In considering which of the possible inferences is to be preferred in this case it is trite law that the court may ‘by balancing probabilities select a conclusion which seems to be the more natural, or plausible, conclusion from amongst several conceivable ones, even though that conclusion be not the only reasonable one’ (Govan v Skidmore 1952(1) SA 732 (N) at 734 C-D, approved by this Court in Ocean Accident and Guarantee Corporation Ltd v Koch 1963(4) SA 147(A), in which it was pointed out (at 159 C) that by ‘plausible’ is meant ‘acceptable, credible, suitable’). The application of the Galante rule in this case means, in my judgment, that the more natural or plausible inference was that both drivers were negligent.

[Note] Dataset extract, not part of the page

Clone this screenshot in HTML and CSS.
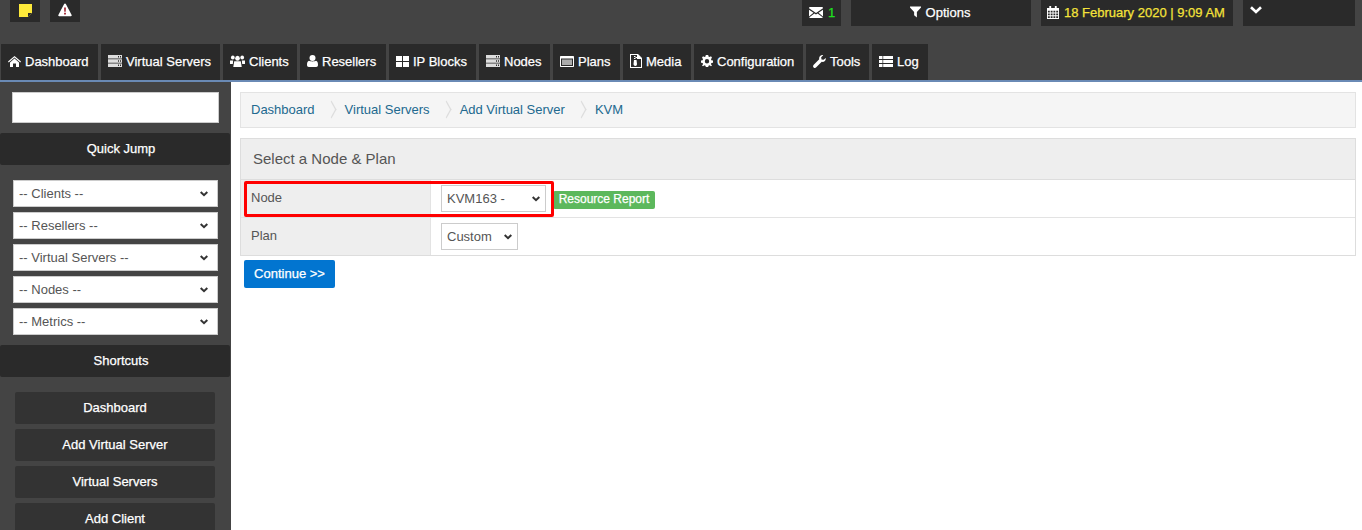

[22] A situation similar to the present was considered by Denning LJ in Baker v Market Harborough Industrial Co-operative Society Ltd [1953] 1 WLR 1472 (CA). This was a case where there was a collision in the centre of a straight road at night. Both drivers were killed. It was held that, in the absence of evidence enabling the Court to draw a distinction between the two drivers, the inference to be drawn was that both were equally to blame. At 1476 Denning LJ said:

It is pertinent to ask, what would have been the position if there had been a passenger in the back of one of the vehicles who was injured in the collision? He could have brought an action against both vehicles. On proof of the collision in the centre of the road, the natural inference would be that one or other or both were to blame. If there was no other evidence given in the case, because both drivers were killed, would the court, simply because it could not say whether it was only one vehicle that was to blame or both of them, refuse to give the passenger any compensation? The practice of the courts is to the contrary. Every day, proof of the collision is held to be sufficient to call on the two defendants for an answer. Never do they both escape liability. One or other is held to blame, and sometimes both. If each of the drivers were alive and neither chose to give evidence, the court would unhesitatingly hold that both were to blame. They would not escape simply because the court had nothing by which to draw any distinction between them.’

[23] In my opinion the magistrate correctly held on the common cause facts before him, read with the failure of both defendants to lead evidence, that both defendants were jointly and severally liable for the plaintiff’s damages.

[24] The following order is made:

  1. The appeal succeeds with costs.

  2. The judgment of the court a quo is set aside and replaced by the following:

Geen bevel word ten opsigte van hierdie verrigtinge gemaak nie behalwe dat die appellant die koste daarvan moet betaal.’


……………..

IG FARLAM

JUDGE OF APPEAL

CONCURRING

MTHIYANE JA

MOTATA AJA



1 Section 42(1) of the Magistrates’ Courts Act 32 of 1944 reads as follows:

Several defendants may be sued in the alternative or both in the alternative and jointly in one action, whenever it is alleged by the plaintiff that he has suffered damages and that it is uncertain which of the defendants is in law responsible for such damages: Provided that on the application of any of the defendants the court may in its discretion order that separate trials be held, or make such other order as it may deem just and expedient.’